John Wilkins, the first secretary of the Royal Society, who knew its author, actually revised a scientific paper to take account of it. The book, taken at face value by most readers, went through more than 20 editions in the next two centuries, also being translated into French, German and Dutch. Jules Verne and Edgar Allen Poe both read it.

Robert Recorde (c.1510-1558) “the most important teacher of mathematics of the English Renaissance, also a neo-Platonist. He wrote books, in English (importantly) on arithmetic, astronomy and algebra, some in the form of what would now be called “teach yourself”. Claim was laid for him as having “laid the foundation for mathematics and technical learning in general society”. He was also a civil servant and got himself into trouble in Ireland, eventually dying in prison.

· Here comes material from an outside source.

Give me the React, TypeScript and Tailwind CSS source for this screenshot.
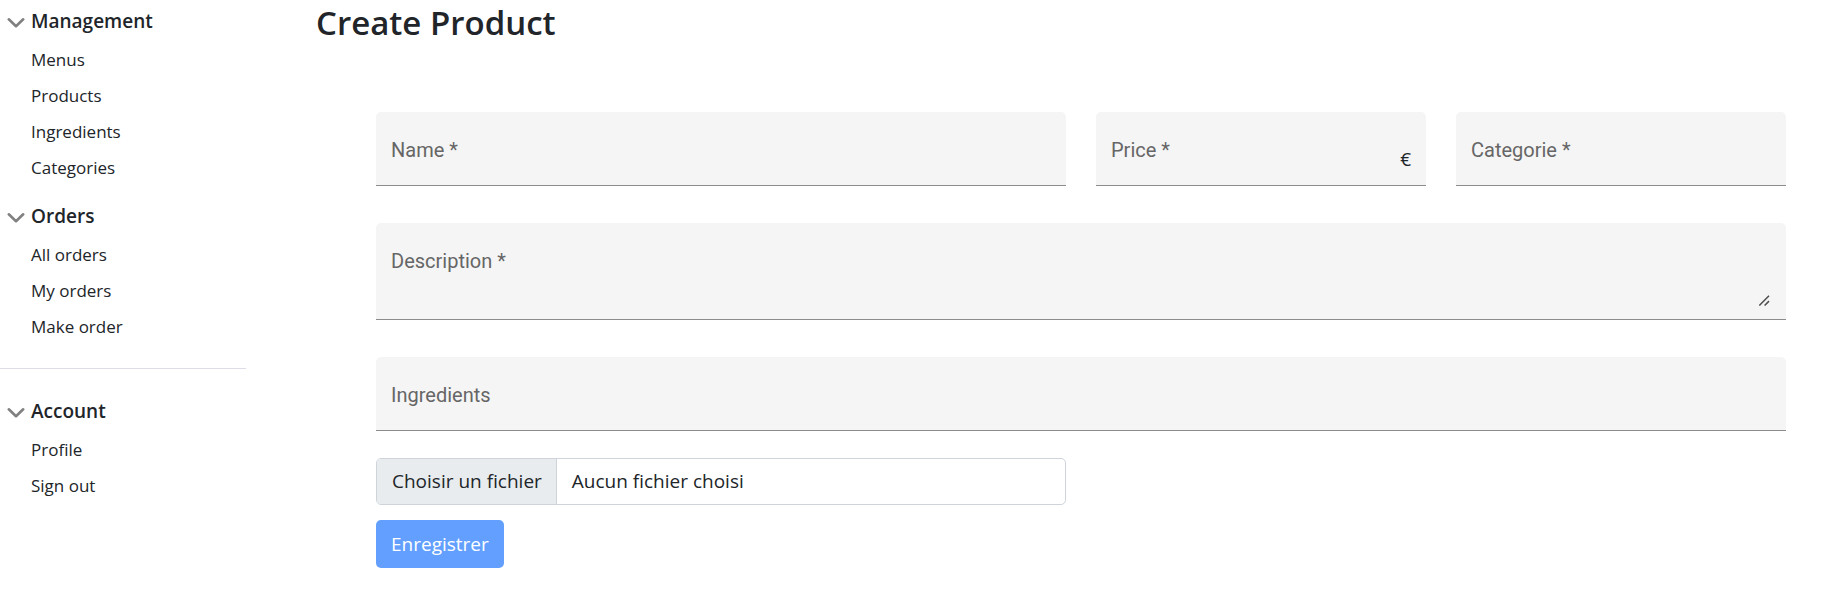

Sir George Beeston who was knighted after fighting with Drake et al against the Spanish Armada, and has a lovely tomb in St Boniface Church in Bunbury.

William Cornysh (or Cornish, a Renaissance musician, introduced by a researcher who has the lovely plan to research the lives of “nobodies”, one being an anonymous person – a delightful idea.

The idea of David Rizzio, the Italian, supposed to be the lover of Mary, Queen of Scots, who was murdered with such dramatic political consequencies. He was seen as the prototype for the Italian lovers and Catholic villians of Elizabethan and later drama.

I also learnt about the contradictory funeral monuments of the wonderful Elizabeth Hoby, and the way people used almanacs as frameworks for their “diaries”, also sometimes commenting when the weather forcast was wrong!